We all know that person who is oh so nice to everyone and everything. Here's why too much of that can be a problem.
First, let us talk about a concept called being too agreeable. Notice that i include “too” in the previous sentence because being agreeable is a good thing but being too agreeable can be a bad thing, a very bad thing.
What is being too agreeable? Like you guessed its essentially in simple terms being a yes (wo) man. Pretty much having no opinion that is contrary to a group.
“Oh she’s such a nice woman, doesn’t cause trouble, she’ll make a great wife and mother”
“That one? “She’s so troublesome, i wonder who will marry her”.
Yup. Being agreeable is rewarded for women so quite naturally women grow up aligning with this. Additionally, there’s also the fact that we live in a society that associates disagreement with disrespect which makes this even worse. Ever tried to argue with that uncle? - “This your daughter is rude, look at how she is talking to her elders”
Nobody is saying being nice is a bad thing, no. But being too agreeable does not help you or your organization because you have essentially traded your potentially great ideas for groupthink. You've also traded an opportunity for personal and professional growth. Agreed, “there is a right way to be right” and being too disagreeable is a bad thing too- we all don't like that person who disagrees with EVERYTHING. I’ve approached this in my journey by being deliberate and learning how to disagree.
Yes, there is an art to effective disagreement. I will admit that It is difficult to do this when your society antagonizes angry/assertive women and accepts sad/agreeable women it becomes hard, very hard.
This excerpt from Fortune Broadsheet Newsletter (sign up for the newsletter here, Thanks for sharing this newsletter with me Modupe) captures it perfectly.
This isn't a problem for just women, it is for men too. Men also suffer because being agreeable is a trait that people associate with being “weak” for men and consequently they are punished for it. We all know that funny saying "nice guys always carry last". Yup. That's a stereotype.
Not all conflict is bad
There is a concept called “creative abrasion” which works on the principle that teams with diversity give more rounded quality inputs and outputs compared with teams that are all similar in thinking. For differing views to settle on a ground that works for the whole - there will be (constructive) conflict which results in compromise. So this is how i approach conflict, it is good when constructive so it isn’t always bad. There is this saying i like - "you cannot gently lead a revolution"
Decide your Non-Negotiables, Be open to Compromise
When disagreeing on something it is important to be open to reaching a compromise. To reach a compromise that works for both parties, decide early on what is a non-negotiable for you and stick with making sure you get that while being open to concessions in other areas.
Offer an Alternative Solution
Nobody likes that person who disagrees for the sake of disagreeing. Don’t be that person. To make it constructive, as you disagree try to give alternative suggestions or solutions that improve the lapse in the previous judgement. This improves the credibility of your overall proposition and makes your argument harder to refuse.

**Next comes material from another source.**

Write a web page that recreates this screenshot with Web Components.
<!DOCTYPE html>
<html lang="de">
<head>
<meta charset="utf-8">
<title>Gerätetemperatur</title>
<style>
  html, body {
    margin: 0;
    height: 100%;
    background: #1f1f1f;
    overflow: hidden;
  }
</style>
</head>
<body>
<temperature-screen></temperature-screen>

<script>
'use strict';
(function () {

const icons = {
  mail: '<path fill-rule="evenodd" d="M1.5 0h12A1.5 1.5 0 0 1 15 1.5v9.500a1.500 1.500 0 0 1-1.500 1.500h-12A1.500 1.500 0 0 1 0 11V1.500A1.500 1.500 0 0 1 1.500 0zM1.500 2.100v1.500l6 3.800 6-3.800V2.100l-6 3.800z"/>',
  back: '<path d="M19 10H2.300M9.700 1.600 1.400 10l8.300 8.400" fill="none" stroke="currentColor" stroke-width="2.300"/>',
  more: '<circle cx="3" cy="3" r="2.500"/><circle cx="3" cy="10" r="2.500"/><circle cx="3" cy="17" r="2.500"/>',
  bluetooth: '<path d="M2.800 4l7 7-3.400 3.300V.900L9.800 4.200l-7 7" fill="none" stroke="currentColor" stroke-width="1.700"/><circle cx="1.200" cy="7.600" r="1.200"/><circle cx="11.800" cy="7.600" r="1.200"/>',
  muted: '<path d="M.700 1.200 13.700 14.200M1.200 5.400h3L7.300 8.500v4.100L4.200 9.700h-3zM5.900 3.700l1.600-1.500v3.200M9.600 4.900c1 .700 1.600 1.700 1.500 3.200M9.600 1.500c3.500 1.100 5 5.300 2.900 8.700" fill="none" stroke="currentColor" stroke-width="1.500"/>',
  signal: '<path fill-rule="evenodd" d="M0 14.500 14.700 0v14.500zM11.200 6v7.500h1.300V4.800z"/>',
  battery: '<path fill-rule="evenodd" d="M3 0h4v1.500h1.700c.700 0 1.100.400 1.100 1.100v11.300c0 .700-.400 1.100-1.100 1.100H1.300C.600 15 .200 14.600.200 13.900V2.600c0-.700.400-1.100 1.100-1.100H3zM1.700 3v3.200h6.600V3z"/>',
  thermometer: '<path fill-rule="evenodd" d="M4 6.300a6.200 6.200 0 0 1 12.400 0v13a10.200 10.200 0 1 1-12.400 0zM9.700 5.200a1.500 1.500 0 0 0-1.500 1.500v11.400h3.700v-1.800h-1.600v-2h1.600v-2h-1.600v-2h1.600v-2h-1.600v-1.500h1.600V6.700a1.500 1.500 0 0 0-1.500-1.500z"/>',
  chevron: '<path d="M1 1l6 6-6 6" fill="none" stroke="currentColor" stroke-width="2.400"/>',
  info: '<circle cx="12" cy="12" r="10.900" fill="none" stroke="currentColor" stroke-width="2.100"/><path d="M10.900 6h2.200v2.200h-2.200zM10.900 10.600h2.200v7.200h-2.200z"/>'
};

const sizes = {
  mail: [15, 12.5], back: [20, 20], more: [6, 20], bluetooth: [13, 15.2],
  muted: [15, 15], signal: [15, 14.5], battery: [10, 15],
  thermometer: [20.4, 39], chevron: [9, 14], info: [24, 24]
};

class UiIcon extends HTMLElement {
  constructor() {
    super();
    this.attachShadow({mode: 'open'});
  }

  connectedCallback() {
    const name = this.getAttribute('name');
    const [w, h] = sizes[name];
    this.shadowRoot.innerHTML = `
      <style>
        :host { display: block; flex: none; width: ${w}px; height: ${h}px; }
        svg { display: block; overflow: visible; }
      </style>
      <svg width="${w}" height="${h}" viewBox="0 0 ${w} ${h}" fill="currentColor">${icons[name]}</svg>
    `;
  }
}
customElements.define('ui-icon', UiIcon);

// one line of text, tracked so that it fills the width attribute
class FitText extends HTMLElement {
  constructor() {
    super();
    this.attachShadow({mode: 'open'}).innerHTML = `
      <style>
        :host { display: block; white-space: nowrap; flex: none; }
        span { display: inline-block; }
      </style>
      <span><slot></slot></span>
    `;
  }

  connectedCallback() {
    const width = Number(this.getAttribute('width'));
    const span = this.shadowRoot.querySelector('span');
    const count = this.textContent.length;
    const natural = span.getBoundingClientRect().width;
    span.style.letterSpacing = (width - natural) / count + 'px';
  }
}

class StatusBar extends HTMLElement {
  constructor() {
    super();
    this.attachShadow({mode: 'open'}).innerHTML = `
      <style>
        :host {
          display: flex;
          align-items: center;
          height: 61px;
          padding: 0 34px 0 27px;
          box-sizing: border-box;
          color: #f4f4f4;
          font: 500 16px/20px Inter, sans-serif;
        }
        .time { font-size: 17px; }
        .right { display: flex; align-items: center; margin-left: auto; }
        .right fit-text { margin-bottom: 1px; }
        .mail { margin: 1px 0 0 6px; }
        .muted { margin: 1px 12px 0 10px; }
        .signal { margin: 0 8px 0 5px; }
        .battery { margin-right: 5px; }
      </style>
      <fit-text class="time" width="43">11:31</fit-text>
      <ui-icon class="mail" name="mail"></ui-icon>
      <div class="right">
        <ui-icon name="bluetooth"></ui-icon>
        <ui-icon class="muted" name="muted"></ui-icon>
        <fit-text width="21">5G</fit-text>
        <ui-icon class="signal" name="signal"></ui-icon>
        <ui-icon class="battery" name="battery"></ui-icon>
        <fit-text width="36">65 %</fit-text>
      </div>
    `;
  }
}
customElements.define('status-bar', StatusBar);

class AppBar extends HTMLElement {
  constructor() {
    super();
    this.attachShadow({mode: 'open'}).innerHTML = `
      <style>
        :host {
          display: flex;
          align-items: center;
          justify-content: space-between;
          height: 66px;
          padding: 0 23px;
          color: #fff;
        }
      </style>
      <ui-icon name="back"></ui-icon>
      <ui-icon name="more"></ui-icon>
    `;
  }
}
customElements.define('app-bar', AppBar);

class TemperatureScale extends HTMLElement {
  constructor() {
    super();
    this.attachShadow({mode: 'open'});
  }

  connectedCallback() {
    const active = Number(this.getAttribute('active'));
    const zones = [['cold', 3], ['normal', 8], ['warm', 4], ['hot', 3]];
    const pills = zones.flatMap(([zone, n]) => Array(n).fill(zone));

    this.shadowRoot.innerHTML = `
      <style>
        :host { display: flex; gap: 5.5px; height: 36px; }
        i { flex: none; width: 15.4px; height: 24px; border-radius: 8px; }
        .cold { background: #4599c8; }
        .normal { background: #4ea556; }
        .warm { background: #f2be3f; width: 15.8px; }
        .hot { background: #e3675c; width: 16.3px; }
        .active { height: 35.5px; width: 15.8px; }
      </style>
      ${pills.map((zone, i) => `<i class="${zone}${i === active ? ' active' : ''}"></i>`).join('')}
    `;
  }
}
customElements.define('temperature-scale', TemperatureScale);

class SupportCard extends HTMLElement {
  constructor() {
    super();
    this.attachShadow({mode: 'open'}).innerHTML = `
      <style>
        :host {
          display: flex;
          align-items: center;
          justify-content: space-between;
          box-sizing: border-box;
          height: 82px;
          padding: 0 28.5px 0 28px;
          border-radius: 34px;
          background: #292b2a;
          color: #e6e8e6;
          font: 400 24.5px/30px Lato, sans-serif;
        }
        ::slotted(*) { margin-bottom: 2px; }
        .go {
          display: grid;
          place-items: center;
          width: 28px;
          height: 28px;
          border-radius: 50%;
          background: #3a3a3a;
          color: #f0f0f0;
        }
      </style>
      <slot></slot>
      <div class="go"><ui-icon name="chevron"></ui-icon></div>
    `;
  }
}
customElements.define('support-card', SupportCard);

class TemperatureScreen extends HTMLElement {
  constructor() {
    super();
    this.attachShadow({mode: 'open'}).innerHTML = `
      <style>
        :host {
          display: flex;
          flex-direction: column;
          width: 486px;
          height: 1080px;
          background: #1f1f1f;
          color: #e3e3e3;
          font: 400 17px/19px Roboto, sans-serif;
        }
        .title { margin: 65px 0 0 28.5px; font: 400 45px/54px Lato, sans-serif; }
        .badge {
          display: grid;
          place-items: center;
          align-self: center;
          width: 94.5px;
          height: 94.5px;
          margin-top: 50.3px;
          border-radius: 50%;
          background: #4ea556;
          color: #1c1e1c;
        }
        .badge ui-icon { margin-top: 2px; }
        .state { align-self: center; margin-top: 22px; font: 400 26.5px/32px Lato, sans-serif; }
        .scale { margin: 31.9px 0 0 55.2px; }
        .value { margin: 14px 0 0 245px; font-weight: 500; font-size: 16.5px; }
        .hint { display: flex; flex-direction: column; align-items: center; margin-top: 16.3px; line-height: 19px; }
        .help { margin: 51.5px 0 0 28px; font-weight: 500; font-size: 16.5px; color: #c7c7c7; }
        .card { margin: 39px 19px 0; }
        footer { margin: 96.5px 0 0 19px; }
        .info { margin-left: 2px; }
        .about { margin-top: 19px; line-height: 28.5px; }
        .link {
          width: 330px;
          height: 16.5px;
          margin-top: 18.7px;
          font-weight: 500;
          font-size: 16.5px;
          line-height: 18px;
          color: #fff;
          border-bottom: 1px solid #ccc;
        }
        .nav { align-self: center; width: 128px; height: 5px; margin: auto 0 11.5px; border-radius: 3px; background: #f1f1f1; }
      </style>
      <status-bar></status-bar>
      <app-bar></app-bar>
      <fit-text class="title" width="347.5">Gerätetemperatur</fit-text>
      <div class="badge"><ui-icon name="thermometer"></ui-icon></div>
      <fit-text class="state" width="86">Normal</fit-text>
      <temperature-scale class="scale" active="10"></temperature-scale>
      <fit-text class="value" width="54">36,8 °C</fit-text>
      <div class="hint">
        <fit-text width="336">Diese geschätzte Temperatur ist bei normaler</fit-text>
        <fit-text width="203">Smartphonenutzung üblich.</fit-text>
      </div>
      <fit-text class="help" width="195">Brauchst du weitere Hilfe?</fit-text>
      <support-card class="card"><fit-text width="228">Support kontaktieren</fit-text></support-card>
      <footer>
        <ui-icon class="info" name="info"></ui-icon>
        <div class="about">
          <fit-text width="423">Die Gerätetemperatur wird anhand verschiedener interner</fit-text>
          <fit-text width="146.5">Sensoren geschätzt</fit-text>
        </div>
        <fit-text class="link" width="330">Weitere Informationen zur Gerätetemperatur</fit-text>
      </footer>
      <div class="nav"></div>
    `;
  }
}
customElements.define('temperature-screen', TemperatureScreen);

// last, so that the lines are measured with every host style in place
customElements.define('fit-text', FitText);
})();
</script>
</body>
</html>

Make Sure It’s Actually Effective
There’s an odd tendency for people to disagree and get agreement in the moment and there’s no follow up. Don’t get lost in this and spot it early. This personally infuriates me. Always ask and push for a follow up conversation/action that solidifies the new position if need be. Let there be actual change. That’s the only way your disagreement has yielded some fruit.
Read this World Economic Forum Article about the #metoo movement and the hashtag. This article clearly highlights how that hashtag is a very important step to beginning the conversation but how effecting actual change takes much more than a hashtag.
It’s a Muscle, keep using it.
That which we do not know to do, we learn by doing - This quote has guided me through a lot and i will end this post with it. Just as we as women have had to develop being too agreeable over time and now it’s an unfortunate muscle, we need to counter this by developing our disagreement muscle by disagreeing when we disagree and agreeing when we agree.
And remember, "NO" is a complete sentence. Sometimes you don't have to justify, explain, compromise, consider, or assess. No is enough.